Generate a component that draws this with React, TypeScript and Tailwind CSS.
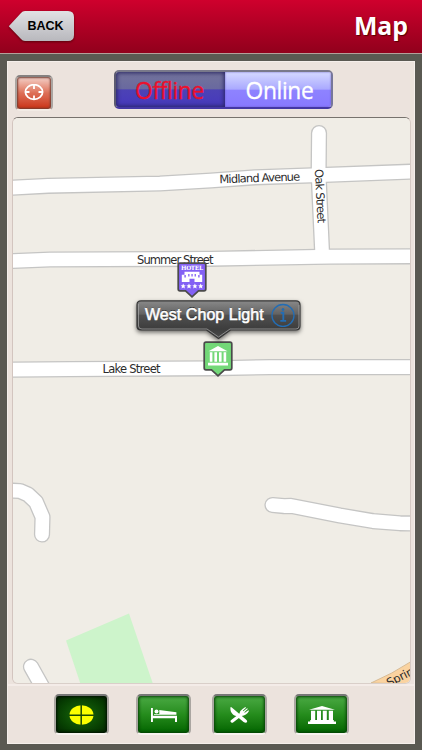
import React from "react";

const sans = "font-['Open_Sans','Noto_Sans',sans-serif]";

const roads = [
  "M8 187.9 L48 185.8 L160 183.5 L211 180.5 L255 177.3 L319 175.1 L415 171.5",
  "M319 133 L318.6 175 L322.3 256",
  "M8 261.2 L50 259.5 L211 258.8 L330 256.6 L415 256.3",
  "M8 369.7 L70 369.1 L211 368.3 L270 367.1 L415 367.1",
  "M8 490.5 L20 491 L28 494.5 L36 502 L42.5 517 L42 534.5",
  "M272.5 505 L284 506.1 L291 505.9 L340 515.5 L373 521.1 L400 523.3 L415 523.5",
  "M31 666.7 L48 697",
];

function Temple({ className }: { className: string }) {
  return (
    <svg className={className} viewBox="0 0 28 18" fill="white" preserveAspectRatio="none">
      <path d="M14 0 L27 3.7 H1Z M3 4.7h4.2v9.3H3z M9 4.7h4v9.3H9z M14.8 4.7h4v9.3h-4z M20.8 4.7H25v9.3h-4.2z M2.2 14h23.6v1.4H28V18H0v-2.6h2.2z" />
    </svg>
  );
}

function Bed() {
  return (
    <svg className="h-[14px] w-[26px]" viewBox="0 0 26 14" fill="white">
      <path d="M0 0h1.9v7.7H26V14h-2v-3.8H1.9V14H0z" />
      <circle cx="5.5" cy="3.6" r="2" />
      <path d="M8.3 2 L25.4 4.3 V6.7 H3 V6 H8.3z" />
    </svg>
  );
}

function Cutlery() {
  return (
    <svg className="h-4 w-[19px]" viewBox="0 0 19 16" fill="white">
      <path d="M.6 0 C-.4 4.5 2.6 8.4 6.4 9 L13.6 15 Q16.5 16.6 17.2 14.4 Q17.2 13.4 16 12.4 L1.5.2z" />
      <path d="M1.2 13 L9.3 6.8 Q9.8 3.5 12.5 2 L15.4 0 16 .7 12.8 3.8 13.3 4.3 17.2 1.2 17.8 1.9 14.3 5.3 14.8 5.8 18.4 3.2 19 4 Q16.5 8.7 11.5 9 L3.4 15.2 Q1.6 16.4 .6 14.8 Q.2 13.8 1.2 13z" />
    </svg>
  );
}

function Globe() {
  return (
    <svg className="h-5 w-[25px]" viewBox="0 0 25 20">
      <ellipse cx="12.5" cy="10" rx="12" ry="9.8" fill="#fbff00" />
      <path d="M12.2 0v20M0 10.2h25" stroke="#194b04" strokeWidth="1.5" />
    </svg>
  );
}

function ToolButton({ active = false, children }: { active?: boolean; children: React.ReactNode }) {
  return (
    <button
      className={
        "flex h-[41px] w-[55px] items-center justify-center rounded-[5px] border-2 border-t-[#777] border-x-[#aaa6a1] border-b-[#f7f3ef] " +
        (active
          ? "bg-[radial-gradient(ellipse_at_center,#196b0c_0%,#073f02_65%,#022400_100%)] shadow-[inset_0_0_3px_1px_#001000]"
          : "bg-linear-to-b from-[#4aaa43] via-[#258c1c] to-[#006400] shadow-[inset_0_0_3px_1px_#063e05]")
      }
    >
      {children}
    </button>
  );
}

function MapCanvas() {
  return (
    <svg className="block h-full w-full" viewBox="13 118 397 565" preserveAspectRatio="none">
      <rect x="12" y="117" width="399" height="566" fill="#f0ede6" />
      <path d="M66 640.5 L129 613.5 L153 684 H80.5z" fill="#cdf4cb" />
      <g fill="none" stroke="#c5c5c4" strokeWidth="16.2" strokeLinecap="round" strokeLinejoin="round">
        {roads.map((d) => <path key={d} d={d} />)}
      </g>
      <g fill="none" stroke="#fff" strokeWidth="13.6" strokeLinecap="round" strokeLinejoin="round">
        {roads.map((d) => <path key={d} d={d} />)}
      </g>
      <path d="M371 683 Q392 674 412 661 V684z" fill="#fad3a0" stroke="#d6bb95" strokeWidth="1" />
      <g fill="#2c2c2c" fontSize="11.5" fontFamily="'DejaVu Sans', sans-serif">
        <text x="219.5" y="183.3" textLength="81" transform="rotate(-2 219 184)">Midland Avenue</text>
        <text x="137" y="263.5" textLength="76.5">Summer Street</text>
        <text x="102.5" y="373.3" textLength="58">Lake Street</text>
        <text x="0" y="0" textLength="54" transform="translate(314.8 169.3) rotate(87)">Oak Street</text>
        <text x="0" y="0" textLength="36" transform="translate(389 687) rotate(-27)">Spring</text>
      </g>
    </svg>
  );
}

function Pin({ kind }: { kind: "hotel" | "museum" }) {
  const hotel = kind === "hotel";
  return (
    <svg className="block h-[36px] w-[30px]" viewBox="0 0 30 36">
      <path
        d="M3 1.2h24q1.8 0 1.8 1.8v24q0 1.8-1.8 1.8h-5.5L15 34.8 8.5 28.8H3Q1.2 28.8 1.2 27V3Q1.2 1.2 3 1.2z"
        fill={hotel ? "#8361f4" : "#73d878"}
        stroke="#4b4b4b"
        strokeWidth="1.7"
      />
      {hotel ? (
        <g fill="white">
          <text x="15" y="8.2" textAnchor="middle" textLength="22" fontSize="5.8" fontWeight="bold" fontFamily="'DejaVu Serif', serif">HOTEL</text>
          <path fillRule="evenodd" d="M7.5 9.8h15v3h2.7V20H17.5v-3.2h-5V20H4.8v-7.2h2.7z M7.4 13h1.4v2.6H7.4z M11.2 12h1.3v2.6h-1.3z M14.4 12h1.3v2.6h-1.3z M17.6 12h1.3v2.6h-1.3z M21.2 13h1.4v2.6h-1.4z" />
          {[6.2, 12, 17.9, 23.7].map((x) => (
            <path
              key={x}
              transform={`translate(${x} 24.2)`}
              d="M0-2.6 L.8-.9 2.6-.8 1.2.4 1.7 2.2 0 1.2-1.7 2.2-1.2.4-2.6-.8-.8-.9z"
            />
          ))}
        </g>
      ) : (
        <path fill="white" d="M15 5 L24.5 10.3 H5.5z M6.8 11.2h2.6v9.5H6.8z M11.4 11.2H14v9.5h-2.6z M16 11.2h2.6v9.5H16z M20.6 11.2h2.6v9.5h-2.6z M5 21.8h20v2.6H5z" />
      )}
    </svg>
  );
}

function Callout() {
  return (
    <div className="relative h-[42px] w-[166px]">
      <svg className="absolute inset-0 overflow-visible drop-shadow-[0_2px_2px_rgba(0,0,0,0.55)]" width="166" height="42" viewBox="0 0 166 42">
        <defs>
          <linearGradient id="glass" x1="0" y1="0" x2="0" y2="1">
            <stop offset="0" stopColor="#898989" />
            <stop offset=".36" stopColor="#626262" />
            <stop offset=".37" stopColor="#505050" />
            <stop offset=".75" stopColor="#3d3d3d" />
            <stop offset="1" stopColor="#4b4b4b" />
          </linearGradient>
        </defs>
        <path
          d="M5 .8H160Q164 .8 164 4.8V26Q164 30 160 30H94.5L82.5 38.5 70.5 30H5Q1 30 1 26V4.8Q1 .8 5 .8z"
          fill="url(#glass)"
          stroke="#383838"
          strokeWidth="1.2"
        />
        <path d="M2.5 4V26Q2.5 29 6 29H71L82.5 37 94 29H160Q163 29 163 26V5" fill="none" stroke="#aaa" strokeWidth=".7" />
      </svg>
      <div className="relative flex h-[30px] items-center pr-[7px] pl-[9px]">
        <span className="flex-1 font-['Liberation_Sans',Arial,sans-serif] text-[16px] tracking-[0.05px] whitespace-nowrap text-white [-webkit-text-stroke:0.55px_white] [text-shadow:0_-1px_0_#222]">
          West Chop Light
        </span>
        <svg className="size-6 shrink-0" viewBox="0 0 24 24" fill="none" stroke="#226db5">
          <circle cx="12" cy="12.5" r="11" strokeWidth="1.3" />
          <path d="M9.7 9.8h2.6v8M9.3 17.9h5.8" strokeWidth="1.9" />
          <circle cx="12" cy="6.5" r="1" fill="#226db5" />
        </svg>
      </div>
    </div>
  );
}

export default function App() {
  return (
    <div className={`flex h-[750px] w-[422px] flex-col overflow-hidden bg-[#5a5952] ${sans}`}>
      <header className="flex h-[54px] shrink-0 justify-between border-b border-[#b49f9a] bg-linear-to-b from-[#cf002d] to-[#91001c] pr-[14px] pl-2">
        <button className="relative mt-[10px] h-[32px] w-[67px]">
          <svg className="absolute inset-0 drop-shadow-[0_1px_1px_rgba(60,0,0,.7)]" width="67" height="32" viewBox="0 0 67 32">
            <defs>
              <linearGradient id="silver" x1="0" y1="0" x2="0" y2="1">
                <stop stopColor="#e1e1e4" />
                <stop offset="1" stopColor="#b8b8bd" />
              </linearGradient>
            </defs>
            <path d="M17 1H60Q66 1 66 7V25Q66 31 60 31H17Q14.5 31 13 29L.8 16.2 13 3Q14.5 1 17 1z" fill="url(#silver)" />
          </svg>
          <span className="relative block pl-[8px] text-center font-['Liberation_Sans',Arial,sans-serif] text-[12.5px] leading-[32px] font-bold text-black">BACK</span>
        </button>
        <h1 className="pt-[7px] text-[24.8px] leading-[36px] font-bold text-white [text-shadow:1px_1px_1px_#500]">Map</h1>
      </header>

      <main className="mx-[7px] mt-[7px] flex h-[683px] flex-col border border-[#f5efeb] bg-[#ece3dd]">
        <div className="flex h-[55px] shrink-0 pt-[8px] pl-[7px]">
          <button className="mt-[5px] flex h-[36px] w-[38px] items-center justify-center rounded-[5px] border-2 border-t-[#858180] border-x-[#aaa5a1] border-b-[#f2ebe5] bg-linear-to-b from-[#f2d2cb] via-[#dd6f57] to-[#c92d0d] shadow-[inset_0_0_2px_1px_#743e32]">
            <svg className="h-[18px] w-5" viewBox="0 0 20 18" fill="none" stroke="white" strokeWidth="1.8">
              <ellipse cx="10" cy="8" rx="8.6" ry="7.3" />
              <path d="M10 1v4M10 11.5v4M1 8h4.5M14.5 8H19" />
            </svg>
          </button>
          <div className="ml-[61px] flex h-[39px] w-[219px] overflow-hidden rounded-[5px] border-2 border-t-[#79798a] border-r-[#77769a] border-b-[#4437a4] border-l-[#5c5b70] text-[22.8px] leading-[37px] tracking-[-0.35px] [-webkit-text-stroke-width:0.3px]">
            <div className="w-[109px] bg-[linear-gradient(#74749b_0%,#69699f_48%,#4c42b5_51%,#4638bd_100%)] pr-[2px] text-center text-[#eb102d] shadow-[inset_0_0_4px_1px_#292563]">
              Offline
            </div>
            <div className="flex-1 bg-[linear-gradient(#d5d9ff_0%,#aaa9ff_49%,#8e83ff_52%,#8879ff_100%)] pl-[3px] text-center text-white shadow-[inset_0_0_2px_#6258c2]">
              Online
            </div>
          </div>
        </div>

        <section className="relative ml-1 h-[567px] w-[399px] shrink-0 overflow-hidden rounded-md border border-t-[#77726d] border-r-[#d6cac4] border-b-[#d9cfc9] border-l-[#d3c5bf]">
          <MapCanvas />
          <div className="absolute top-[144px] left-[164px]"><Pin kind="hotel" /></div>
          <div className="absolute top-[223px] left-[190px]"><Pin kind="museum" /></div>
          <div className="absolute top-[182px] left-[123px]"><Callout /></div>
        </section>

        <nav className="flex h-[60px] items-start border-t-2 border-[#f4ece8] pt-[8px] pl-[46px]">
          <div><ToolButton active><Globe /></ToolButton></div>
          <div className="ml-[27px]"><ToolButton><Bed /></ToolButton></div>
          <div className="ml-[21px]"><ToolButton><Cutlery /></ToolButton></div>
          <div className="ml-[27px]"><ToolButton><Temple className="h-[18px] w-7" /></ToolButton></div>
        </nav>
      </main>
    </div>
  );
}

+++

Work instructions: Check each line above for the string "React" and show the ones that have it.

Final result:
Generate a component that draws this with React, TypeScript and Tailwind CSS.
import React from "react";
function ToolButton({ active = false, children }: { active?: boolean; children: React.ReactNode }) {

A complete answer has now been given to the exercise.